Dans un message adressé à la prochaine assemblée, Bel Hedi exprime l’espoir de voir adopter la proposition du gouvernement d’augmenter le budget du ministère des affaires culturelles à 1% du budget de l’Etat, par les nouveaux parlementaires .
Des candidats …à l’image des électeurs
Les candidats aux législatives sont à l’image des électeurs, ce qui explique le désintérêt vis à vis de la culture, affirme de son coté, la professeure en sciences de l’information et de la communication, Saloua Charfi.
A l’image des électeurs, les candidats ne lisent pas des livres et ne vont ni au cinéma ni au théâtre, précise-t-elle ajoutant qu’à l’instar de la plupart des Tunisiens, les candidats sont des consommateur de la “culture commerciale”.
Pour Charfi, ni le peuple ni les politiciens ou les médias ne s’intéressent à la culture. Les médias ont des lignes éditoriales précises avec la prévalence de la politique, laquelle demeure le sujet le plus traité par ces médias, notamment durant les heures de forte audiences ou les “prime time”.
Une politique culturelle pour une génération éclairée, consciente et libre
Tout en mettant l’accent sur l’absence actuelle d’une volonté politique pour la promotion de la culture dans la société, Saloua Charfi souligne l’importance d’élaborer une politique culturelle et éducative par le prochain gouvernement.

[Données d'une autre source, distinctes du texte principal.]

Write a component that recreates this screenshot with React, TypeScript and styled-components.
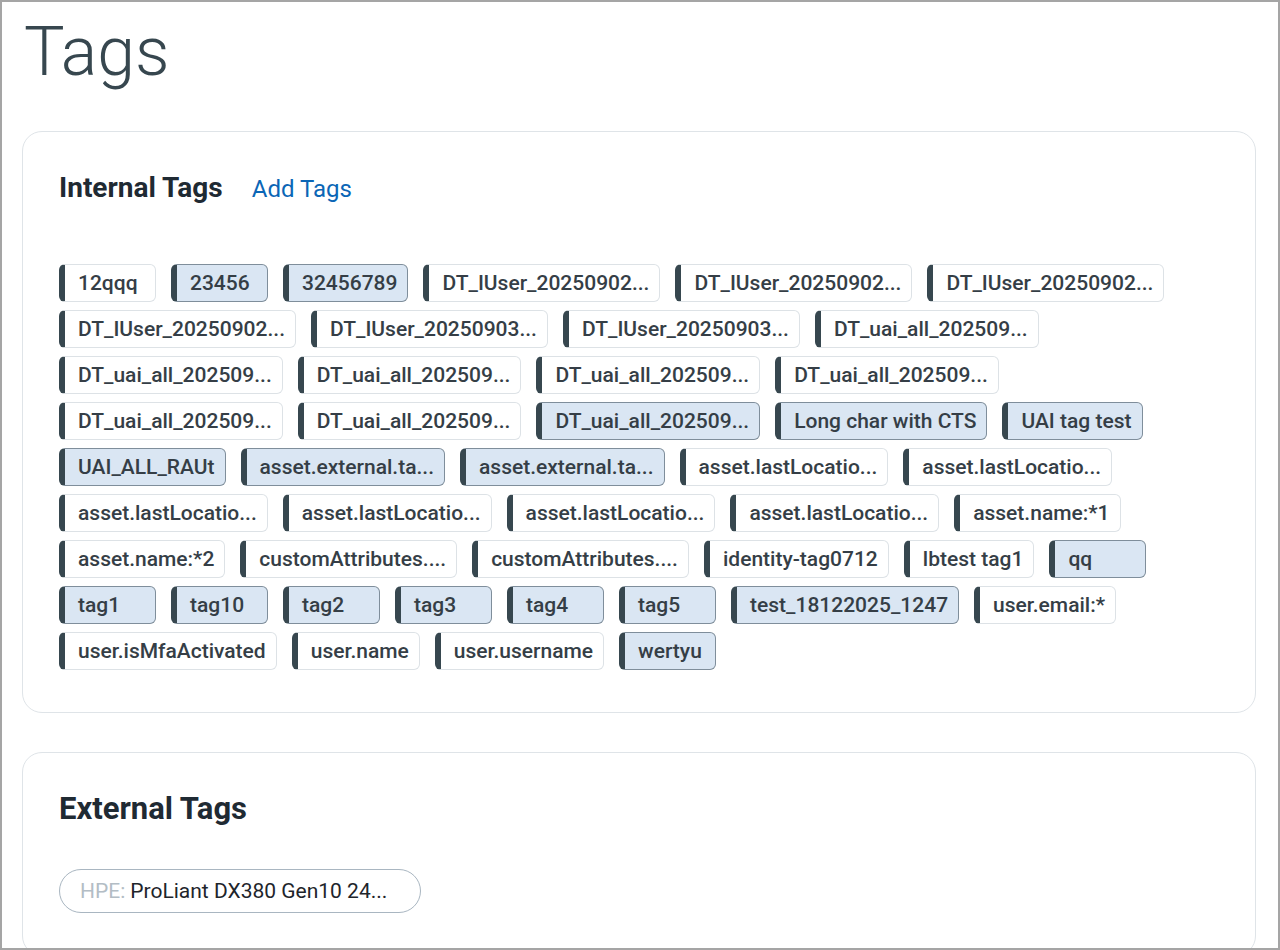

“Le peuple et ses politiciens sont dans un état d’amnésie générale” note-t-elle pour décrire la situation dans le pays et la relation de la société avec la culture.
Et d’ajouter “un peuple qui ne lit pas, ne peut pas acquérir une conscience citoyenne pour bien choisir ses politiciens”.
La chercheuse recommande à cet égard, aux futurs responsables de mettre en place une politique culturelle et éducative sur le long terme, pour favoriser l’émergence d’une génération éclairée, consciente et libre.
“L’Etat doit inclure dans les projets éducatifs, des programmes à même d’inciter les enfants dès leur plus jeune âge, à s’intéresser à la culture ” insiste Charfi, appelant également, les acteurs de la scène médiatique à programmer des émissions culturelles dans les heures de grande écoute afin de démocratiser le fait culturel auprès du grand public.